I learned the hard way that having tons of training data doesn't matter if the data is garbage. Early on, I was obsessed with collecting as much data as possible, thinking more would automatically mean better results. Wrong.

The breakthrough came when I started focusing on data quality. We implemented better filtering, validation, and - most importantly - human oversight. Suddenly, our models started making sense. It was like switching from spam to actual conversations.

Context Windows Are Deceiving

Everyone talks about context windows like bigger is always better. Let me tell you, that's not always true. I built a version of ClawX with a massive context window, and it was... slow. Really slow. And the results weren't proportionally better.
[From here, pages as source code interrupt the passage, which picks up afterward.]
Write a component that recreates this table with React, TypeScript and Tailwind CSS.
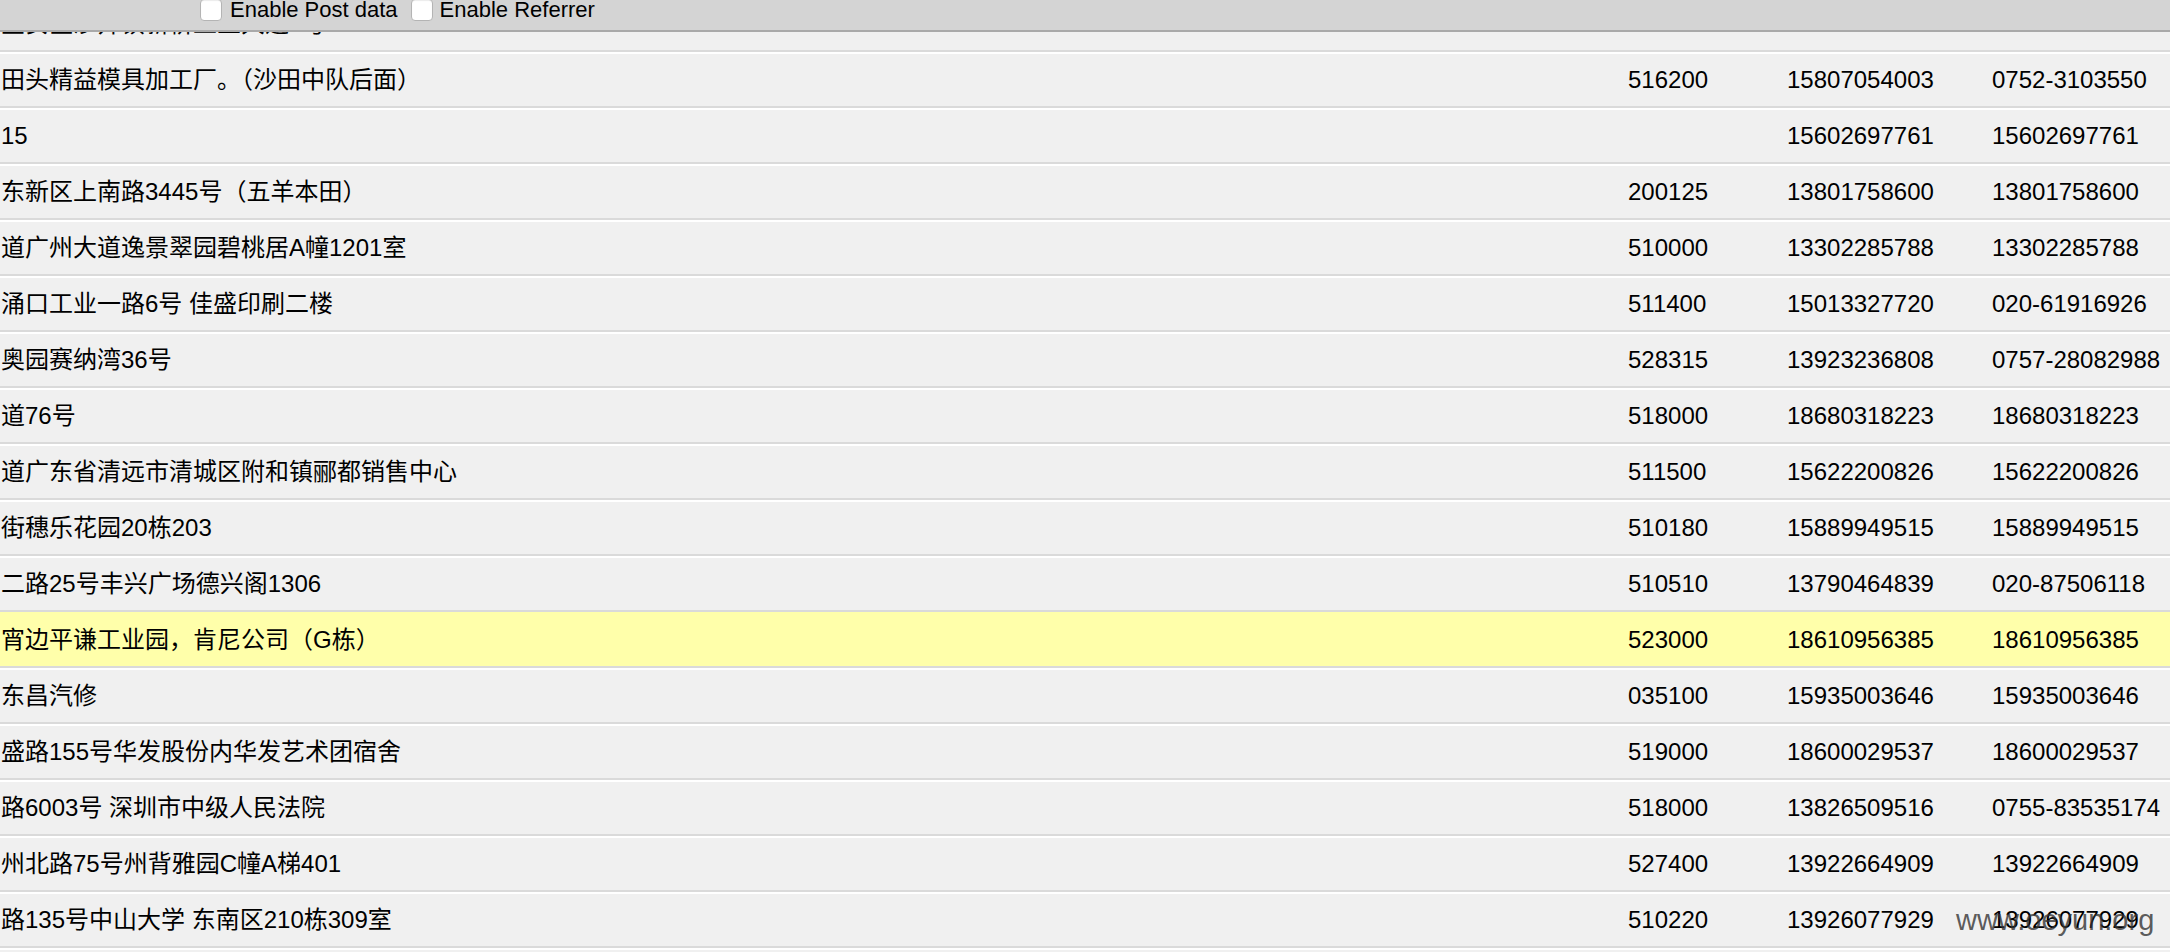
import React from 'react';

type Row = {
  addr: string;
  zip: string;
  phone: string;
  tel: string;
  hot?: boolean;
};

const rows: Row[] = [
  { addr: '宝安区沙井镇新桥工业大道8号', zip: '518000', phone: '13826501188', tel: '13826501188' },
  { addr: '田头精益模具加工厂。（沙田中队后面）', zip: '516200', phone: '15807054003', tel: '0752-3103550' },
  { addr: '15', zip: '', phone: '15602697761', tel: '15602697761' },
  { addr: '东新区上南路3445号（五羊本田）', zip: '200125', phone: '13801758600', tel: '13801758600' },
  { addr: '道广州大道逸景翠园碧桃居A幢1201室', zip: '510000', phone: '13302285788', tel: '13302285788' },
  { addr: '涌口工业一路6号 佳盛印刷二楼', zip: '511400', phone: '15013327720', tel: '020-61916926' },
  { addr: '奥园赛纳湾36号', zip: '528315', phone: '13923236808', tel: '0757-28082988' },
  { addr: '道76号', zip: '518000', phone: '18680318223', tel: '18680318223' },
  { addr: '道广东省清远市清城区附和镇郦都销售中心', zip: '511500', phone: '15622200826', tel: '15622200826' },
  { addr: '街穗乐花园20栋203', zip: '510180', phone: '15889949515', tel: '15889949515' },
  { addr: '二路25号丰兴广场德兴阁1306', zip: '510510', phone: '13790464839', tel: '020-87506118' },
  { addr: '宵边平谦工业园，肯尼公司（G栋）', zip: '523000', phone: '18610956385', tel: '18610956385', hot: true },
  { addr: '东昌汽修', zip: '035100', phone: '15935003646', tel: '15935003646' },
  { addr: '盛路155号华发股份内华发艺术团宿舍', zip: '519000', phone: '18600029537', tel: '18600029537' },
  { addr: '路6003号 深圳市中级人民法院', zip: '518000', phone: '13826509516', tel: '0755-83535174' },
  { addr: '州北路75号州背雅园C幢A梯401', zip: '527400', phone: '13922664909', tel: '13922664909' },
  { addr: '路135号中山大学 东南区210栋309室', zip: '510220', phone: '13926077929', tel: '13926077929' },
  { addr: '', zip: '', phone: '', tel: '' },
];

const Checkbox: React.FC = () => (
  <span className="block w-[22px] h-[22px] rounded-[4px] border border-[#b4b4b4] bg-white shadow-[inset_0_1px_1px_rgba(0,0,0,0.08)]" />
);

export default function App() {
  return (
    <div className="relative h-[952px] overflow-hidden bg-[#f0f0f0] text-black font-['Liberation_Sans','Noto_Sans_CJK_SC',sans-serif]">
      {/* toolbar sits on top of the scrolled table */}
      <div className="absolute top-0 left-0 right-0 z-10 h-[32px] bg-[#d4d4d4] border-b-2 border-[#a9a9a9]">
        <div className="flex items-center h-[22px] -mt-[1px] pl-[200px] text-[22px] leading-[22px]">
          <label className="flex items-center gap-[8px]">
            <Checkbox />
            <span>Enable Post data</span>
          </label>
          <label className="flex items-center gap-[7px] ml-[13px]">
            <Checkbox />
            <span>Enable Referrer</span>
          </label>
        </div>
      </div>

      <div className="-mt-[4px]">
        {rows.map((r, i) => (
          <div
            key={i}
            className={
              r.hot
                ? 'grid grid-cols-[1628px_159px_205px_1fr] items-center h-[56px] border-t-2 border-t-[#ffffaa] border-b-2 border-b-[#dadada] bg-[#ffffaa] text-[24px] leading-none'
                : 'grid grid-cols-[1628px_159px_205px_1fr] items-center h-[56px] border-t-2 border-t-white border-b-2 border-b-[#dadada] bg-[#f0f0f0] text-[24px] leading-none'
            }
          >
            <div className="pl-[1px] whitespace-nowrap">{r.addr}</div>
            <div>{r.zip}</div>
            <div>{r.phone}</div>
            <div>{r.tel}</div>
          </div>
        ))}
      </div>

      <div className="absolute left-[1956px] top-[906px] text-[29px] leading-none text-[#333333]/80 font-['Liberation_Sans',sans-serif]">
        www.oeyun.org
      </div>
    </div>
  );
}
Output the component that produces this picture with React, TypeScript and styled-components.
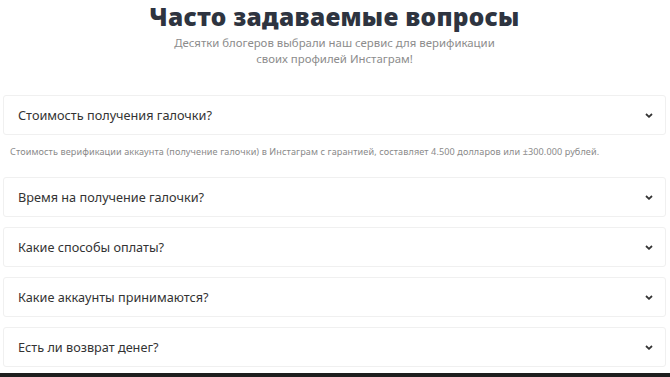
import { useState } from "react";
import styled, { createGlobalStyle } from "styled-components";

const GlobalStyle = createGlobalStyle`
  html, body {
    margin: 0;
    padding: 0;
    background: #fff;
  }
  body {
    font-family: "Noto Sans", "Open Sans", sans-serif;
    color: #333;
  }
`;

const Page = styled.div`
  width: 670px;
  height: 377px;
  overflow: hidden;
  display: flex;
  flex-direction: column;
  align-items: stretch;
  box-sizing: border-box;
  padding: 2px 4px 0 3px;
  border-bottom: 4px solid #1e1e1e;
`;

const Title = styled.h1`
  margin: 0;
  text-align: center;
  font-family: "Noto Sans", sans-serif;
  font-weight: 900;
  font-size: 24.5px;
  line-height: 30px;
  color: #2e3440;
  letter-spacing: 0.3px;
`;

const Subtitle = styled.p`
  margin: 3px auto 0;
  width: 340px;
  text-align: center;
  font-size: 11.4px;
  line-height: 16px;
  color: #8c8c8c;
`;

const List = styled.div`
  margin-top: 28px;
  display: flex;
  flex-direction: column;
  gap: 10px;
`;

const Item = styled.div``;

const Question = styled.button`
  width: 100%;
  height: 40px;
  box-sizing: border-box;
  display: flex;
  align-items: center;
  justify-content: space-between;
  padding: 0 12px 0 14px;
  background: #fff;
  border: 1px solid #f0f0f0;
  border-radius: 3px;
  font-family: inherit;
  font-size: 12.7px;
  color: #333;
  cursor: pointer;
  text-align: left;
`;

const Chevron = styled.svg`
  width: 8px;
  height: 5px;
  flex: none;
`;

const Answer = styled.p`
  margin: 0;
  padding: 10px 7px 8px;
  font-size: 9.1px;
  line-height: 14px;
  letter-spacing: 0.1px;
  color: #8a8a8a;
  white-space: nowrap;
`;

const faq = [
  {
    q: "Стоимость получения галочки?",
    a: "Стоимость верификации аккаунта (получение галочки) в Инстаграм с гарантией, составляет 4.500 долларов или ±300.000 рублей.",
  },
  { q: "Время на получение галочки?", a: "" },
  { q: "Какие способы оплаты?", a: "" },
  { q: "Какие аккаунты принимаются?", a: "" },
  { q: "Есть ли возврат денег?", a: "" },
];

const App = () => {
  const [open, setOpen] = useState(0);

  return (
    <Page>
      <GlobalStyle />
      <Title>Часто задаваемые вопросы</Title>
      <Subtitle>
        Десятки блогеров выбрали наш сервис для верификации своих профилей Инстаграм!
      </Subtitle>
      <List>
        {faq.map((item, i) => (
          <Item key={i}>
            <Question onClick={() => setOpen(open === i ? -1 : i)}>
              {item.q}
              <Chevron viewBox="0 0 8 5">
                <path d="M1 1l3 2.8L7 1" fill="none" stroke="#333" strokeWidth="1.8" />
              </Chevron>
            </Question>
            {open === i && item.a && <Answer>{item.a}</Answer>}
          </Item>
        ))}
      </List>
    </Page>
  );
};

export default App;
What worked better was smart context management. We implemented relevance scoring, priority-based context retention, and selective attention mechanisms. The agent became faster and more accurate. It turns out, sometimes forgetting things is actually a good thing.

The Integration Nightmare

I thought connecting ClawX with various tools would be straightforward. Oh how wrong I was. Each tool has its own quirks, authentication methods, and edge cases. I've spent more time on integration code than on the actual AI logic.

Here's some code that shows how we handle tool integration in a real-world scenario:

class ToolIntegration:
    def __init__(self):
        self.tools = {}
        self.tool_configs = {}

    def register_tool(self, name, tool_instance, config):
        """Register a tool with its specific configuration"""
        self.tools[name] = tool_instance
        self.tool_configs[name] = config

        # Handle tool-specific authentication
        if hasattr(tool_instance, 'authenticate'):
            try:
                tool_instance.authenticate(config)
            except ToolAuthError as e:
                logger.warning(f"Tool {name} auth failed: {e}")
                # Fall back to basic mode
                self.tools[name] = BasicToolWrapper(tool_instance)

    def execute_tool(self, name, parameters):
        """Execute a tool with error handling and fallbacks"""
        try:
            tool = self.tools[name]

            # Validate parameters
            if not self._validate_parameters(name, parameters):
                raise ToolError(f"Invalid parameters for {name}")

            # Execute with timeout
            result = self._execute_with_timeout(tool, parameters)
            return result

        except ToolTimeout:
            # Fallback to basic execution
            logger.warning(f"Tool {name} timed out, falling back")
            return self.tools[name].execute_basic(parameters)

        except Exception as e:
            logger.error(f"Tool {name} failed: {e}")
            raise
Enter fullscreen mode Exit fullscreen mode

This simple example shows what happens when you move from "demo" to "production." You need error handling, fallbacks, timeouts, and graceful degradation.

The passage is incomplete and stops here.